J'aime ce genre d'ambiance, mais au stress accumulé se mêle le trac du concert qui s'annonce. Je me dirige vers le Krakatoa où Crave s'apprête à jouer devant plus de 200 personnes. Un public inespéré pour une date qu'on a mise des mois à préparer.


Cette vibration au fond de moi, qui sait pourtant parfois se faire positive, a une sale tendance à se déployer de proche en proche. Le message étrange que Dan m'a laissé la veille me revient en mémoire, plus clair que jamais.  Une fin du monde devait lui sembler bien improbable,  mais pour moi, tous ces indices font sens. L'homme mystérieux dont il parle, capable de prendre la forme d'un enfant de huit ans, c'est Lui. Lui qui me suit depuis des années. Il apparaît régulièrement, pas forcément quand j'ai besoin de lui, mais toujours pour remettre en cause ma santé mentale. Cette fois-ci, c'est à Dan qu'il s'est montré. Je sens un plan se révéler, trop flou pour que je puisse y faire quoi que ce soit.

En m'enfonçant dans le flux humain d'une grande artère passante, je crois le croiser. Il n'y pas beaucoup de types étranges avec un chapeau qui me font des clins d'oeil, en général. Mes mains moites rejoignent mon coeur qui bat une ligne de punk hardcore à 260 bpm. Ce soir, ce sera mon tour. Ce soir, ce sera la fin du monde et rien de ce que nous ne pourrons faire n'y changera quoi que ce soit. J'avoue pourtant avoir eu un sourire quand Dan a mentionné que Solenne voulait qu'on se retrouve tous chez eux pour aller à l'abri antiatomique le plus proche, au cas où. 

Non... C'est presque drôle mais ça suffirait pas. Quand la réalité s'apprête à se fissurer parce qu'elle se prépare à une compression temporelle, c'est pas un bloc de béton armé qui va te garantir une sauvegarde de ta zone de confort quand elle se délitera complètement. Au fond de moi, je me rends compte que ça fait un moment que j'attends ça, sans pouvoir expliquer pourquoi. Une hâte, comme celle d'un enfant qui s'apprête à aller à la piscine et qui sait qu'il va adorer ça.
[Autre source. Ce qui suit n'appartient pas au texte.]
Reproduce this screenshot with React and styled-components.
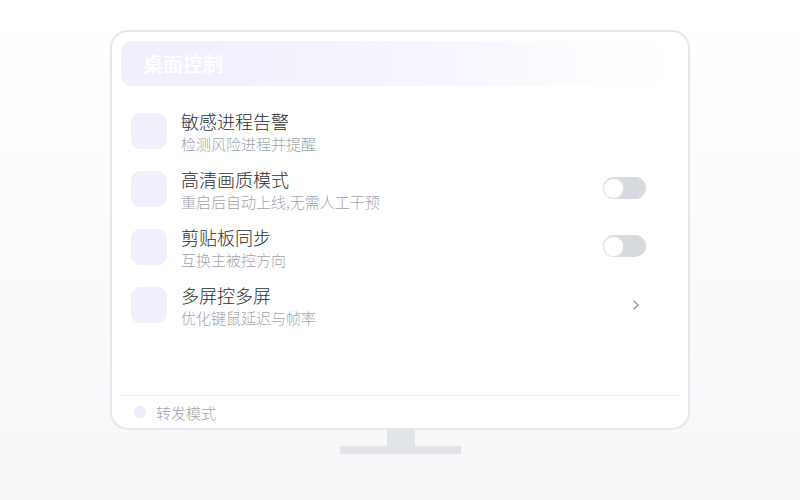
import styled, { createGlobalStyle } from "styled-components";

const GlobalStyle = createGlobalStyle`
  html, body {
    margin: 0;
    background: linear-gradient(180deg, #ffffff 0%, #fbfbfc 45%, #f7f7f9 100%);
    font-family: "Noto Sans CJK SC", "Noto Sans", sans-serif;
  }
`;

const Page = styled.div`
  width: 800px;
  height: 500px;
  display: flex;
  flex-direction: column;
  align-items: center;
  padding-top: 30px;
  box-sizing: border-box;
`;

const Screen = styled.div`
  width: 580px;
  height: 400px;
  box-sizing: border-box;
  border: 2px solid #e4e6ea;
  border-radius: 18px;
  background: #ffffff;
  padding: 9px 10px 0 9px;
  display: flex;
  flex-direction: column;
`;

const Header = styled.div`
  height: 45px;
  flex-shrink: 0;
  border-radius: 10px;
  background: linear-gradient(90deg, #f1eefd 0%, #f6f4fe 50%, #fdfcff 85%, #ffffff 100%);
  display: flex;
  align-items: center;
  padding-left: 22px;
`;

const Title = styled.h1`
  margin: 0;
  font-size: 20px;
  font-weight: 500;
  color: #ffffff;
`;

const List = styled.ul`
  list-style: none;
  margin: 0;
  padding: 27px 32px 0 10px;
  flex: 1;
  display: flex;
  flex-direction: column;
  gap: 22px;
`;

const Row = styled.li`
  height: 36px;
  display: flex;
  align-items: center;
  gap: 14px;
`;

const IconBox = styled.div`
  width: 36px;
  height: 36px;
  border-radius: 9px;
  background: #f2effd;
  flex-shrink: 0;
`;

const Texts = styled.div`
  flex: 1;
  display: flex;
  flex-direction: column;
  gap: 1px;
`;

const ItemTitle = styled.span`
  font-size: 18px;
  line-height: 23px;
  font-weight: 300;
  color: #2a2d32;
`;

const ItemDesc = styled.span`
  font-size: 15px;
  line-height: 19px;
  font-weight: 300;
  color: #a0a5ad;
`;

const Toggle = styled.div`
  width: 43px;
  height: 22px;
  margin-top: -2px;
  border-radius: 11px;
  background: #d6d9de;
  display: flex;
  align-items: center;
  padding: 1px;
  box-sizing: border-box;
  justify-content: ${(p) => (p.$on ? "flex-end" : "flex-start")};
`;

const Knob = styled.span`
  width: 19px;
  height: 19px;
  border-radius: 50%;
  background: #ffffff;
  box-shadow: 0 0 0 1px #e3e5e9;
`;

const Chevron = styled.svg`
  margin-right: 6px;
  color: #8e939b;
`;

const Footer = styled.div`
  height: 32px;
  flex-shrink: 0;
  border-top: 1px solid #eef0f3;
  display: flex;
  align-items: center;
  gap: 10px;
  padding-left: 13px;
`;

const Dot = styled.span`
  width: 12px;
  height: 12px;
  border-radius: 50%;
  background: #efecfd;
`;

const FooterText = styled.span`
  font-size: 15px;
  font-weight: 300;
  color: #9ea3ab;
`;

const Neck = styled.div`
  width: 28px;
  height: 16px;
  background: #e1e4e8;
  margin-left: 2px;
`;

const Base = styled.div`
  width: 121px;
  height: 8px;
  background: #e1e4e8;
`;

const items = [
  { title: "敏感进程告警", desc: "检测风险进程并提醒", action: null },
  { title: "高清画质模式", desc: "重启后自动上线,无需人工干预", action: "toggle" },
  { title: "剪贴板同步", desc: "互换主被控方向", action: "toggle" },
  { title: "多屏控多屏", desc: "优化键鼠延迟与帧率", action: "link" },
];

export default function App() {
  return (
    <>
      <GlobalStyle />
      <Page>
        <Screen>
          <Header>
            <Title>桌面控制</Title>
          </Header>
          <List>
            {items.map((item) => (
              <Row key={item.title}>
                <IconBox />
                <Texts>
                  <ItemTitle>{item.title}</ItemTitle>
                  <ItemDesc>{item.desc}</ItemDesc>
                </Texts>
                {item.action === "toggle" && (
                  <Toggle>
                    <Knob />
                  </Toggle>
                )}
                {item.action === "link" && (
                  <Chevron width="8" height="12" viewBox="0 0 8 12" fill="none">
                    <path d="M2 2 L6 6 L2 10" stroke="currentColor" strokeWidth="1.3" strokeLinecap="round" strokeLinejoin="round" />
                  </Chevron>
                )}
              </Row>
            ))}
          </List>
          <Footer>
            <Dot />
            <FooterText>转发模式</FooterText>
          </Footer>
        </Screen>
        <Neck />
        <Base />
      </Page>
    </>
  );
}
C'est donc la peur au ventre que je me retrouve à pousser la porte du Krakatoa, ignorer le vigile qui me demande si je suis malade de traverser la ville sans prendre la peine de cacher mes baguettes dans un sac -la réponse est oui, si vous en doutiez encore- et me poser au bar prendre deux pintes, histoire de me construire une face la moins grave possible en attendant l'arrivée des autres.


J'ai fini ma première bière à une vitesse qui en disait long sur mon niveau de stress et suis parti en direction des loges avec la deuxième, dans l'idée de la boire plus tranquillement. Peut-être ne suis-je pas si fou que ça, finalement.

Il était déjà là, affalé dans le canapé d'une loge vide. Lui. Dans son long manteau noir, les yeux légèrement brillants sous son large chapeau assorti. 

- Tiens le coup encore un peu. Tout sera bientôt fini.

La porte s'est poussée et il a disparu, me laissant en état de choc, les entrailles glacées.